» Request: Go through the data below and copy it exactly, skipping every picture.
:: Dataset extract
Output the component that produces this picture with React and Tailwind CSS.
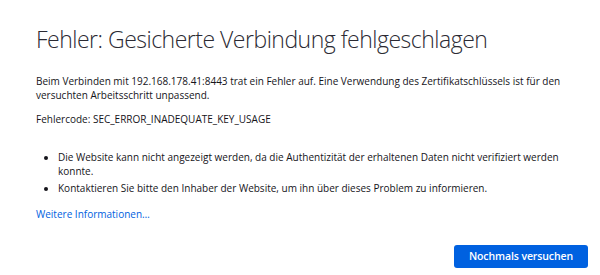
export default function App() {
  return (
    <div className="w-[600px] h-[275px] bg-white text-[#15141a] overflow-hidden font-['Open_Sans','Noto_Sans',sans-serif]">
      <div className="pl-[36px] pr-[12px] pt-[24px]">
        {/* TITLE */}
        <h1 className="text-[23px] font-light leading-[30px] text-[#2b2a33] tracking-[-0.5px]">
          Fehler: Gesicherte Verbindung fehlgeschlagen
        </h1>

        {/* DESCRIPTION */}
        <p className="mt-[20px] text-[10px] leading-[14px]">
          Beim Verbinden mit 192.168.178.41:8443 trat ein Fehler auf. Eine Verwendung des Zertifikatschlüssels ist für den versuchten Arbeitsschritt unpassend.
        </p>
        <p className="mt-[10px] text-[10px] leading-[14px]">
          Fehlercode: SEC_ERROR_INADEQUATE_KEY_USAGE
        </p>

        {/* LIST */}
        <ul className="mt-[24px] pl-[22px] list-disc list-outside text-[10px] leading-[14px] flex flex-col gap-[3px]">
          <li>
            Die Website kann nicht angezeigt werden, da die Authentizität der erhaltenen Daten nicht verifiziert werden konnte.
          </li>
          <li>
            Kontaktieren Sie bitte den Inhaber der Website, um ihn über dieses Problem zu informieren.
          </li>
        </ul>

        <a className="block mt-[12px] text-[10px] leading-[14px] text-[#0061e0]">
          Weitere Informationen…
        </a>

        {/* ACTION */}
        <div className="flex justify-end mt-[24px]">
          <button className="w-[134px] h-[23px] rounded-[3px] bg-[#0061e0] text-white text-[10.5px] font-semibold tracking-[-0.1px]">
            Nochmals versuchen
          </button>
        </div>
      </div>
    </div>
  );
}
::::
» Final result:
Output the component that produces this picture with React and Tailwind CSS.
export default function App() {
  return (
    <div className="w-[600px] h-[275px] bg-white text-[#15141a] overflow-hidden font-['Open_Sans','Noto_Sans',sans-serif]">
      <div className="pl-[36px] pr-[12px] pt-[24px]">
        {/* TITLE */}
        <h1 className="text-[23px] font-light leading-[30px] text-[#2b2a33] tracking-[-0.5px]">
          Fehler: Gesicherte Verbindung fehlgeschlagen
        </h1>

        {/* DESCRIPTION */}
        <p className="mt-[20px] text-[10px] leading-[14px]">
          Beim Verbinden mit 192.168.178.41:8443 trat ein Fehler auf. Eine Verwendung des Zertifikatschlüssels ist für den versuchten Arbeitsschritt unpassend.
        </p>
        <p className="mt-[10px] text-[10px] leading-[14px]">
          Fehlercode: SEC_ERROR_INADEQUATE_KEY_USAGE
        </p>

        {/* LIST */}
        <ul className="mt-[24px] pl-[22px] list-disc list-outside text-[10px] leading-[14px] flex flex-col gap-[3px]">
          <li>
            Die Website kann nicht angezeigt werden, da die Authentizität der erhaltenen Daten nicht verifiziert werden konnte.
          </li>
          <li>
            Kontaktieren Sie bitte den Inhaber der Website, um ihn über dieses Problem zu informieren.
          </li>
        </ul>

        <a className="block mt-[12px] text-[10px] leading-[14px] text-[#0061e0]">
          Weitere Informationen…
        </a>

        {/* ACTION */}
        <div className="flex justify-end mt-[24px]">
          <button className="w-[134px] h-[23px] rounded-[3px] bg-[#0061e0] text-white text-[10.5px] font-semibold tracking-[-0.1px]">
            Nochmals versuchen
          </button>
        </div>
      </div>
    </div>
  );
}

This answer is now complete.